王阳明改变了政治或者治理的含义,政治,不再是中唐之前那种武夫和贵族的政治,也不再是宋以来那种文人政治,什么叫做“知行不可分为两事”呢?这简单地说,就是一方面,要以读书和调查研究的方式搞政治,另一方面,要带着现实问题去读书。做到这一点,你就是第一流的政治家。你就不是空说的书生,就不是皓首仕途的政客。
上层与下层的矛盾,读书人与官僚的矛盾,老百姓与统治者的矛盾,商与农的矛盾,沿海与西部的矛盾,以及他们互相之间的矛盾,这是千年中国政治所面对的基本问题,到了明代,这些问题变得日渐突出。而所谓政治与治理,就是始终不回避矛盾,就是以强大的意志和能力,去正确地处理各种各样的矛盾。

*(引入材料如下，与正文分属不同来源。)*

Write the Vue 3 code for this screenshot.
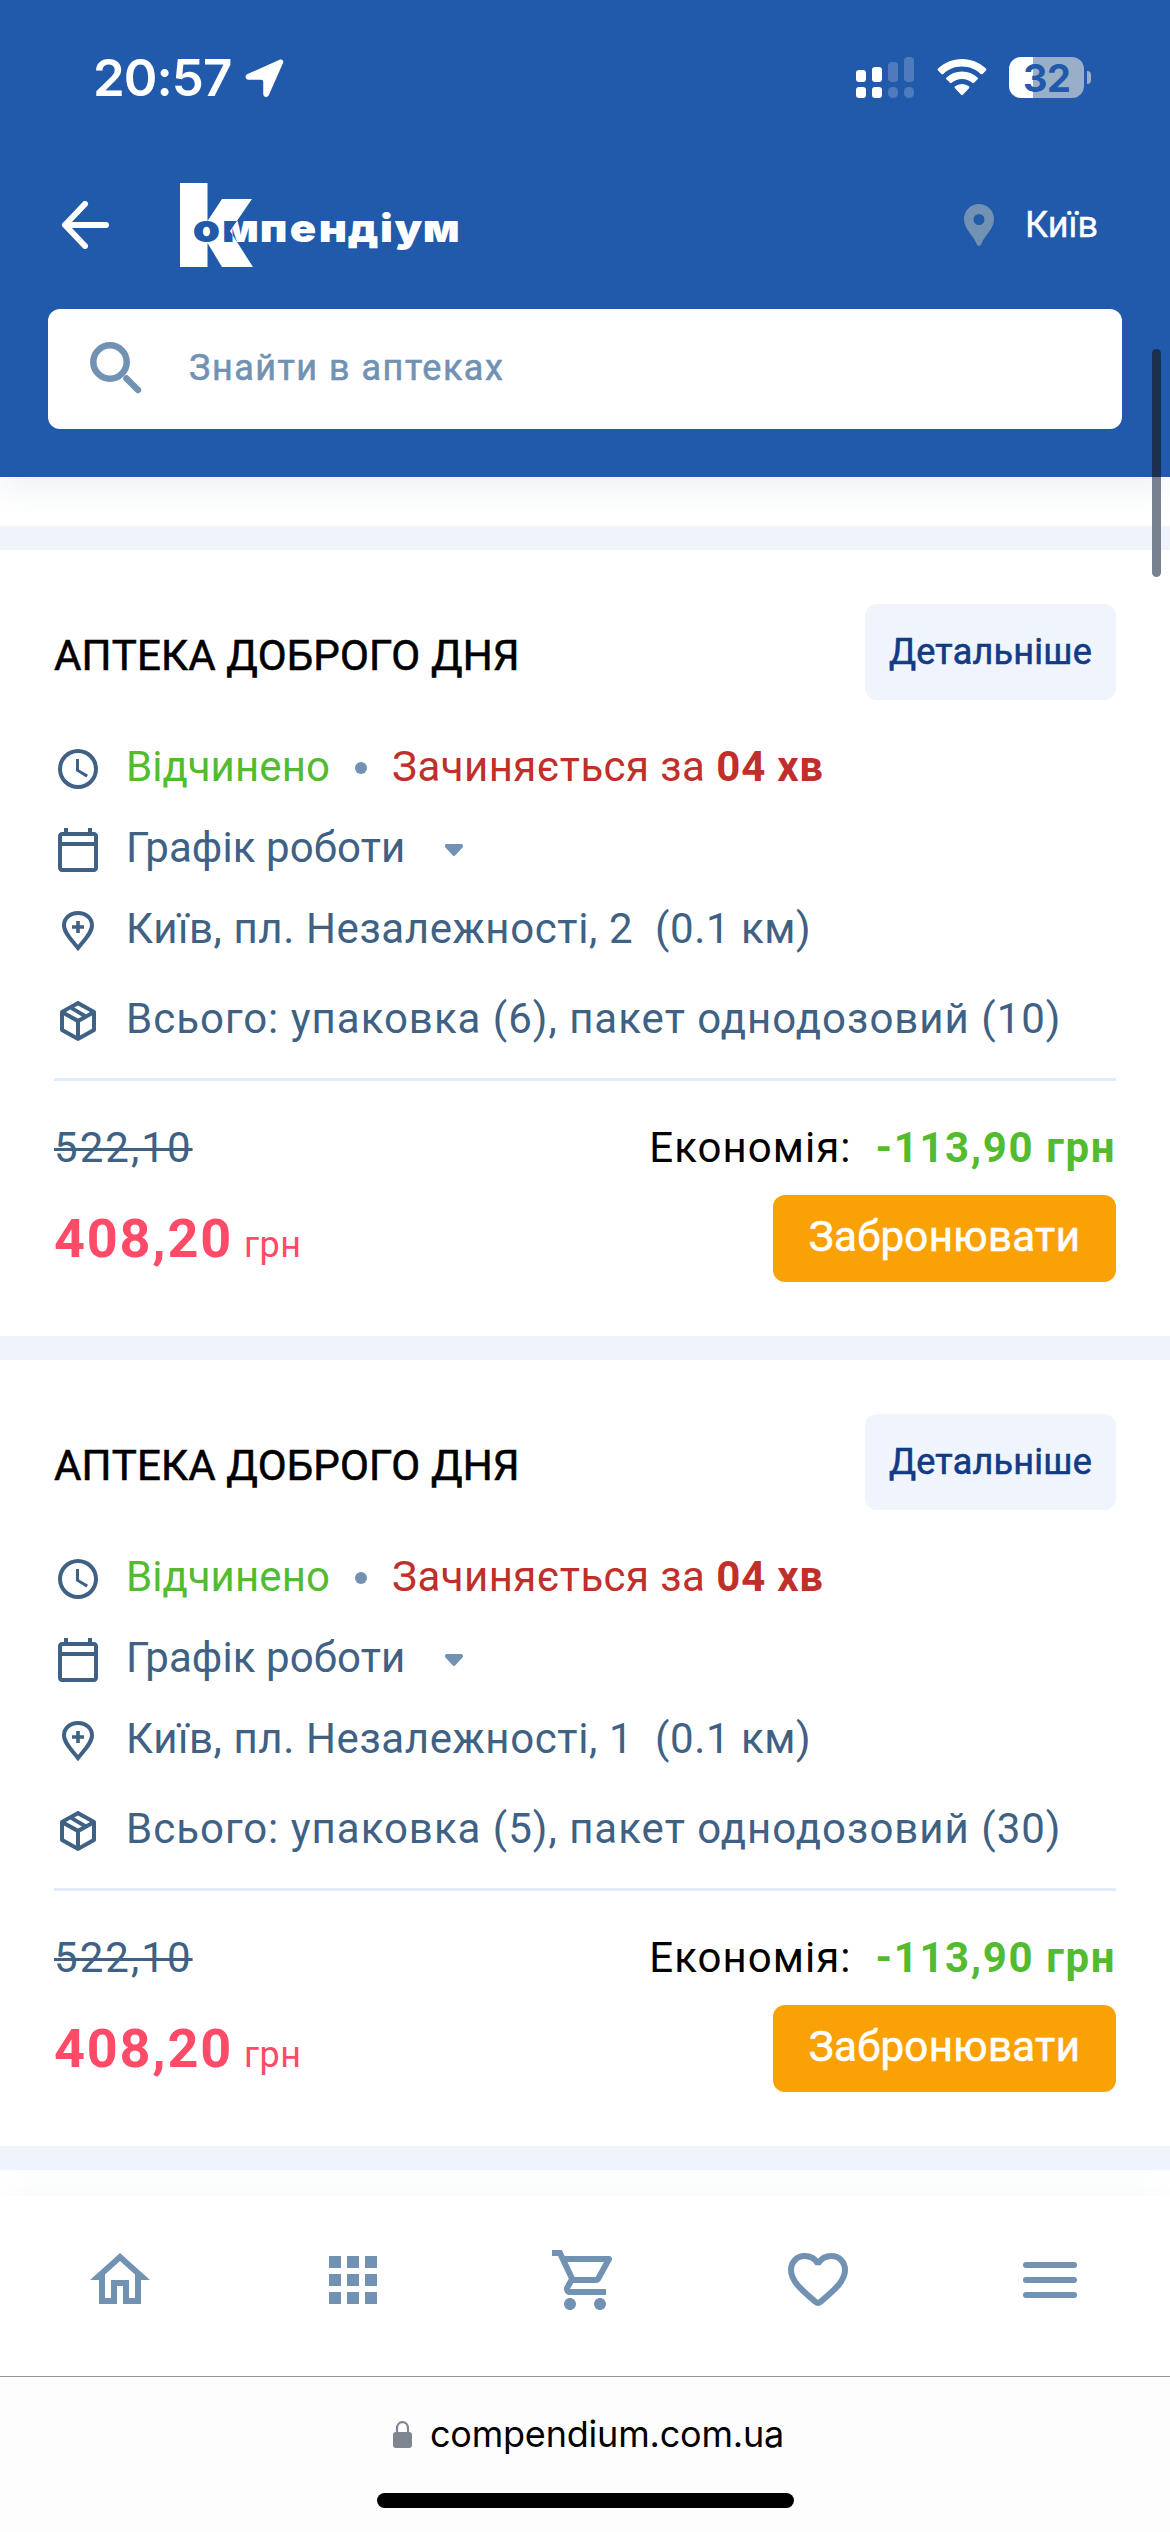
<script setup>
const pharmacies = [
  { id: 1, name: 'АПТЕКА ДОБРОГО ДНЯ', address: 'Київ, пл. Незалежності, 2', distance: '(0.1 км)', stock: 'Всього: упаковка (6), пакет однодозовий (10)' },
  { id: 2, name: 'АПТЕКА ДОБРОГО ДНЯ', address: 'Київ, пл. Незалежності, 1', distance: '(0.1 км)', stock: 'Всього: упаковка (5), пакет однодозовий (30)' },
]
</script>

<template>
  <div class="screen">
    <header class="header">
      <div class="status">
        <span class="time">20:57</span>
        <svg class="nav-arrow" viewBox="0 0 40 40"><path d="M36 .6c2-.8 3.8.8 3.2 3L24.5 37c-1 2.800-5.800 2.600-5.800-1V23.500c0-1.400-.7-2.200-2.200-2.200H4c-3.800 0-4.600-4.300-1.400-5.800z" /></svg>
        <div class="status-right">
          <svg class="signal" viewBox="0 0 58 42">
            <g fill="#fff">
              <rect x="0" y="13" width="10" height="12" rx="3" /><rect x="16" y="10" width="10" height="15" rx="3" />
              <rect x="0" y="30" width="10" height="11" rx="3" /><rect x="16" y="30" width="10" height="11" rx="3" />
            </g>
            <g fill="#4f7abc">
              <rect x="32" y="5" width="10" height="20" rx="4" /><rect x="48" y="0" width="10" height="25" rx="4" />
              <rect x="32" y="30" width="10" height="11" rx="4.500" /><rect x="48" y="30" width="10" height="11" rx="4.500" />
            </g>
          </svg>
          <svg class="wifi" viewBox="0 0 50 38">
            <path d="M25 0C34.500 0 43.200 3.700 49.600 9.800c.6.600.6 1.300 0 1.900l-3.500 3.600c-.6.600-1.300.6-1.900 0C39.200 10.500 32.500 7.700 25 7.700S10.800 10.500 5.800 15.300c-.6.600-1.300.600-1.900 0L.4 11.700c-.6-.6-.6-1.300 0-1.900C6.800 3.700 15.500 0 25 0z" />
            <path d="M25 12.800c6.100 0 11.700 2.300 15.900 6.100.6.600.7 1.300.1 1.900l-3.700 3.700c-.6.500-1.200.5-1.800 0-2.800-2.500-6.500-4-10.500-4s-7.700 1.500-10.500 4c-.6.500-1.200.5-1.800 0L9 20.800c-.6-.6-.5-1.300.1-1.900 4.200-3.800 9.800-6.100 15.900-6.100z" />
            <path d="M25 25.600c2.700 0 5.100.9 7.100 2.500.7.600.7 1.300.1 1.900l-6.300 6.800c-.6.600-1.200.6-1.800 0L17.800 30c-.6-.6-.6-1.300.1-1.900 2-1.600 4.400-2.500 7.100-2.500z" />
          </svg>
          <div class="battery"><span class="level">32</span><i class="nub"></i></div>
        </div>
      </div>

      <div class="brand-row">
        <svg class="back" viewBox="0 0 48 48"><path d="M45 24H4M24 3 4 24l20 21" fill="none" stroke="#fff" stroke-width="6" stroke-linecap="round" stroke-linejoin="round" /></svg>
        <svg class="logo" viewBox="178 181 284 88">
          <defs>
            <clipPath id="k-clip"><path d="M180 183h27.500v38l14.500-22h30l-22 32 23 36H222l-14.500-24v24H180z" /></clipPath>
            <g id="logo-word">
              <text class="logo-text" transform="scale(1.12 1)" y="242" x="172 198.200 232 258.800 284.500 310.500 339.200 352.300 377.500">омпендіум</text>
            </g>
          </defs>
          <path fill="#fff" d="M180 183h27.500v38l14.500-22h30l-22 32 23 36H222l-14.500-24v24H180z" />
          <use href="#logo-word" fill="#fff" />
          <use href="#logo-word" fill="#2159ab" clip-path="url(#k-clip)" />
        </svg>
        <div class="city">
          <svg class="pin" viewBox="0 0 30 42"><path fill-rule="evenodd" d="M15 0c8.400 0 15 6.700 15 15 0 10-9 16-12.600 24.700-1 2.800-3.800 2.800-4.800 0C9 31 0 25 0 15 0 6.700 6.600 0 15 0zm0 10a5.500 5.500 0 1 0 0 11 5.500 5.500 0 0 0 0-11z" /></svg>
          <span>Київ</span>
        </div>
      </div>

      <div class="search">
        <svg viewBox="0 0 52 52"><circle cx="20" cy="20" r="16.700" /><path d="M36.500 36.500 48 48" /></svg>
        <span>Знайти в аптеках</span>
      </div>
    </header>

    <main class="list">
      <article v-for="p in pharmacies" :key="p.id" class="card">
        <div class="card-head">
          <h2>{{ p.name }}</h2>
          <button class="details">Детальніше</button>
        </div>
        <div class="row">
          <svg viewBox="0 0 24 24"><path d="M12 2a10 10 0 1 0 0 20 10 10 0 0 0 0-20m0 18a8 8 0 1 1 0-16 8 8 0 0 1 0 16m.5-13H11v6l5.200 3.200.8-1.300-4.500-2.700z" /></svg>
          <span class="open">Відчинено</span><i class="dot"></i>
          <span class="closing">Зачиняється за</span><b class="left-time">04 хв</b>
        </div>
        <div class="row">
          <svg viewBox="0 0 24 24"><path d="M20 3h-1V1h-2v2H7V1H5v2H4c-1.100 0-2 .9-2 2v16c0 1.100.9 2 2 2h16c1.100 0 2-.9 2-2V5c0-1.100-.9-2-2-2m0 18H4V10h16zm0-13H4V5h16z" /></svg>
          <span class="schedule">Графік роботи</span>
          <svg class="caret" viewBox="0 0 18 12"><path d="M1.500 0h15C18 0 18 1.500 18 3l-7.600 8.200c-.8 1-2 1-2.800 0L0 3C0 1.500 0 0 1.500 0z" /></svg>
        </div>
        <div class="row">
          <svg viewBox="0 0 24 24"><path fill="none" stroke="currentColor" stroke-width="2" d="M12 20.500c-2.500-3.300-7-7.500-7-11.300C5 5.700 8 3 12 3s7 2.700 7 6.200c0 3.800-4.500 8-7 11.300z" /><path d="M11.100 7h1.800v2.100H15v1.800h-2.100V13h-1.800v-2.100H9V9.100h2.100z" /></svg>
          <span class="address">{{ p.address }}</span><span class="distance">{{ p.distance }}</span>
        </div>
        <div class="row stock">
          <svg viewBox="0 0 24 24"><path d="M21 16.500c0 .4-.2.700-.5.900l-7.900 4.400c-.4.300-.8.300-1.200 0l-7.900-4.400c-.3-.2-.5-.5-.5-.9v-9c0-.4.200-.7.500-.9l7.900-4.400c.4-.3.800-.3 1.200 0l7.900 4.400c.3.200.5.500.5.900zM12 4.200l-1.900 1 5.900 3.400 2-1.100zM6 7.500l6 3.300 2-1.100-5.900-3.400zM5 15.900l6 3.400v-6.700L5 9.200zm14 0V9.200l-6 3.400v6.700z" /></svg>
          <span class="total">{{ p.stock }}</span>
        </div>
        <div class="price-top">
          <s>522,10</s>
          <span class="saving">Економія:</span><b>-113,90 грн</b>
        </div>
        <div class="price-bottom">
          <div class="price"><b>408,20</b><span>грн</span></div>
          <button class="book">Забронювати</button>
        </div>
      </article>
    </main>

    <nav class="tabs">
      <svg viewBox="0 0 24 24"><path d="m12 5.700 5 4.500V18h-2v-6H9v6H7v-7.800zM12 3 2 12h3v8h6v-6h2v6h6v-8h3z" /></svg>
      <svg viewBox="0 0 24 24"><path d="M4 8h4V4H4zm6 12h4v-4h-4zm-6 0h4v-4H4zm0-6h4v-4H4zm6 0h4v-4h-4zm6-10v4h4V4zm-6 4h4V4h-4zm6 6h4v-4h-4zm0 6h4v-4h-4z" /></svg>
      <svg viewBox="0 0 24 24"><path d="M15.550 13c.75 0 1.410-.41 1.750-1.030l3.580-6.490A.996.996 0 0 0 20.010 4H5.210l-.94-2H1v2h2l3.600 7.590-1.350 2.440C4.520 15.370 5.480 17 7 17h12v-2H7l1.100-2zM6.160 6h12.150l-2.760 5H8.530zM7 18c-1.100 0-1.990.9-1.990 2S5.900 22 7 22s2-.9 2-2-.9-2-2-2m10 0c-1.100 0-1.990.9-1.990 2s.89 2 1.990 2 2-.9 2-2-.9-2-2-2" /></svg>
      <svg viewBox="0 0 24 24"><path d="M12 6.600C11 4.800 9.400 4 7.500 4 4.900 4 3 6.100 3 8.700c0 3.500 3 6.200 8.200 10.600.5.500 1.100.5 1.600 0C18 14.900 21 12.200 21 8.700 21 6.100 19.100 4 16.500 4c-1.900 0-3.500.8-4.500 2.600z" fill="none" stroke="currentColor" stroke-width="2" stroke-linejoin="bevel" /></svg>
      <svg viewBox="0 0 24 24"><path d="M4 7h16M4 12h16M4 17h16" stroke="currentColor" stroke-width="2" stroke-linecap="round" /></svg>
    </nav>

    <footer class="browser">
      <div class="url">
        <svg viewBox="0 0 19 27"><path d="M4 12V7.500C4 3.800 6.200 1.100 9.500 1.100S15 3.800 15 7.500V12" fill="none" stroke="#7f8691" stroke-width="2.200" /><rect y="11" width="19" height="16" rx="3" fill="#7f8691" /></svg>
        <span>compendium.com.ua</span>
      </div>
      <div class="home-bar"></div>
    </footer>
    <div class="scrollbar"></div>
  </div>
</template>

<style>
body { background: #fff; }
</style>

<style scoped>
.screen { position: relative; width: 1170px; height: 2532px; overflow: hidden; display: flex; flex-direction: column; background: #fff; font-family: Roboto, sans-serif; color: #3e6184; }
* { box-sizing: border-box; }
button { border: 0; font-family: inherit; }
.header { position: relative; z-index: 1; flex: none; height: 477px; background: #2159ab; color: #fff; box-shadow: 0 15px 30px -2px rgba(62, 108, 142, .09); }
.status { height: 156px; display: flex; align-items: center; padding: 0 86px 0 93px; }
.time { font: 600 51px/60px Inter, sans-serif; letter-spacing: -.95px; width: 152px; }
.nav-arrow { width: 39px; height: 39px; fill: #fff; }
.status-right { margin-left: auto; display: flex; align-items: flex-start; }
.signal { width: 58px; height: 42px; margin-right: 23px; }
.wifi { width: 50px; height: 37px; margin: 2px 22px 0 0; fill: #fff; }
.battery { position: relative; width: 75px; height: 41px; border-radius: 12px; background: linear-gradient(90deg, #fff 24px, #98aec9 24px); }
.level { display: block; padding-left: 14px; font: 700 38px/42px Inter, sans-serif; letter-spacing: -.5px; color: #2159ab; }
.nub { position: absolute; left: 78px; top: 14px; width: 4px; height: 13px; border-radius: 0 5px 5px 0; background: #98aec9; }
.brand-row { height: 138px; display: flex; align-items: center; padding: 0 72px 0 61px; }
.back { width: 48px; height: 48px; }
.logo { width: 284px; height: 88px; margin-left: 69px; }
.logo-text { font: 900 39px Inter, sans-serif; }
.city { margin-left: auto; display: flex; align-items: center; gap: 31px; font-size: 36px; line-height: 42px; -webkit-text-stroke: .4px currentColor; }
.pin { width: 30px; height: 42px; fill: #7192b2; }
.search { margin: 15px 48px 0; height: 120px; border-radius: 12px; background: #fff; display: flex; align-items: center; padding: 0 42px 2px; color: #7192b2; font-size: 36px; letter-spacing: 1.5px; }
.search span { -webkit-text-stroke: .6px currentColor; }
.search svg { width: 52px; height: 52px; margin-right: 47px; fill: none; stroke: #7192b2; stroke-width: 6.500; stroke-linecap: round; }
.list { flex: none; padding-top: 49px; border-bottom: 24px solid #eff3fc; }
.card { height: 810px; border-top: 24px solid #eff3fc; padding: 54px 54px 0; }
.card-head { display: flex; justify-content: space-between; height: 96px; }
h2 { margin: 0; padding-top: 7px; font-size: 42px; font-weight: 400; line-height: 90px; letter-spacing: .18px; color: #000; -webkit-text-stroke: .6px currentColor; }
.details { width: 251px; height: 96px; padding: 0; border-radius: 12px; background: #f0f4fc; color: #123b84; font-size: 36px; letter-spacing: .25px; -webkit-text-stroke: .6px currentColor; }
.row { height: 81px; display: flex; align-items: center; font-size: 42px; line-height: 81px; white-space: pre; }
.card-head + .row { margin-top: 26px; }
.row > svg:first-child { width: 48px; height: 48px; margin-right: 24px; fill: currentColor; position: relative; top: 2px; }
.open { color: #52bb30; letter-spacing: .11px; }
.dot { width: 12px; height: 12px; border-radius: 50%; background: #7192b2; margin: 3px 25px 0 25px; }
.closing { color: #c02f2a; letter-spacing: .42px; }
.left-time { color: #c02f2a; letter-spacing: .75px; margin-left: 11px; }
.schedule { letter-spacing: .09px; }
.caret { width: 18px; height: 12px; margin: 5px 0 0 40px; fill: #7192b2; }
.address { letter-spacing: .61px; }
.distance { letter-spacing: .58px; margin-left: 22px; }
.stock { margin-top: 9px; height: 103px; padding-bottom: 19px; border-bottom: 3px solid #e1eaf8; }
.total { letter-spacing: 1px; }
.price-top { height: 60px; margin-top: 37px; display: flex; align-items: baseline; font-size: 42px; line-height: 60px; letter-spacing: 1.050px; }
.price-top s { letter-spacing: 2.050px; text-decoration-thickness: 3px; }
.saving { margin-left: auto; color: #000; }
.price-top b { margin-left: 24px; color: #52bb30; letter-spacing: 1.600px; }
.price-bottom { height: 87px; margin-top: 17px; display: flex; justify-content: space-between; }
.price { color: #ff4a68; line-height: 87px; }
.price b { font-size: 54px; letter-spacing: 1.800px; }
.price span { font-size: 36px; margin-left: 11px; letter-spacing: .5px; }
.book { width: 343px; padding: 0 0 4px; border-radius: 12px; background: #faa205; color: #fff; font-size: 42px; letter-spacing: .35px; -webkit-text-stroke: .6px currentColor; }
.tabs { position: relative; flex: none; margin-top: 26px; height: 180px; padding: 48px 84px 0; display: flex; justify-content: space-between; background: #fff; box-shadow: 0 -10px 30px -4px rgba(62, 98, 132, .04); }
.tabs svg { width: 72px; height: 72px; fill: #7192b2; color: #7192b2; }
.browser { position: relative; flex: none; height: 156px; border-top: 1px solid #939598; background: #fdfdfe; display: flex; flex-direction: column; align-items: center; }
.url { margin-top: 33px; height: 48px; padding-left: 7px; display: flex; align-items: center; font: 36px/48px Inter, sans-serif; letter-spacing: -.2px; color: #000; }
.url svg { width: 19px; height: 27px; margin-right: 18px; }
.home-bar { width: 417px; height: 15px; border-radius: 8px; background: #000; margin-top: 35px; }
.scrollbar { position: absolute; z-index: 2; left: 1152px; top: 349px; width: 9px; height: 228px; border-radius: 5px; background: linear-gradient(#1b2f50 128px, #778190 128px); }
</style>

而处理这些矛盾的基本方法,首先就是说服,就是辩论,就是教育,就是批判,就是学习和改造我们的学习,就是以调查研究、讲学、开会的方式——即以做学问的方式搞政治。
政治从根本上说是说服,不是征服,政治是攻人心,不是攻人身,武力,只是政治家在迫不得已时所采取的最后手段。伟大的政治家要做的,首先是竭尽全力地转化矛盾,而不是激化矛盾,只有在所有的手段都用尽之时,只有矛盾不可避免地成为对抗性的时候,才不得不诉诸暴力和武力。
书生与政治家的区别在于,前者不理解政治就是专政,就是枪杆子里面出政权,不知道批判的武器不能代替武器的批判,于是,政治在他们眼里不可避免地是“肮脏的”。中国读书人的最大问题,不是缺乏知识,而是君子动口不动手,缺乏把脑力劳动与体力劳动结合起来的能力,中国士大夫的根本缺陷,并不是没有理性和批判的能力,而且缺乏行动的意志和担当的情怀。政治讲究动机与效果的统一。过份顾及后果,会造成无为及政治上的犬儒主义,此为“理学”之弊;而过份强调动机,则会导致为了良好的动机而不顾后果的政治浪漫主义。此为“心学”之害。
以做学问(调查研究、教育说服)的方式搞政治,以政治的手段推行和实践学问,把学术与政治结合起来,这就是政治家的最高境界:“上马杀贼,下马读书,朝出骜兵,暮归讲道”。这就是知行合一,这就是王阳明及其著作的价值,这也就是毛泽东《矛盾论》、《实践论》的精华所在。
无明:“我心光明”,虽然是王阳明临终遗言,但做得最彻底的、真正合乎此标准的,恐怕没有人比得上伟大的毛泽 东。毛 泽 民的夫人朱旦华女士(WG中也受过冲击)晚年回忆说,“主席去世几十年了,我总忘不了他在延安号召我们共产党人‘要做一个高尚的人,一个纯粹的人,一个有道德的人,一个脱离了低级趣味的人,一个有益于人民的人’,他讲这‘五种人’,一个字一个字都是他从心底流出来的。文如其人啊,主席一辈子就是这样做的。”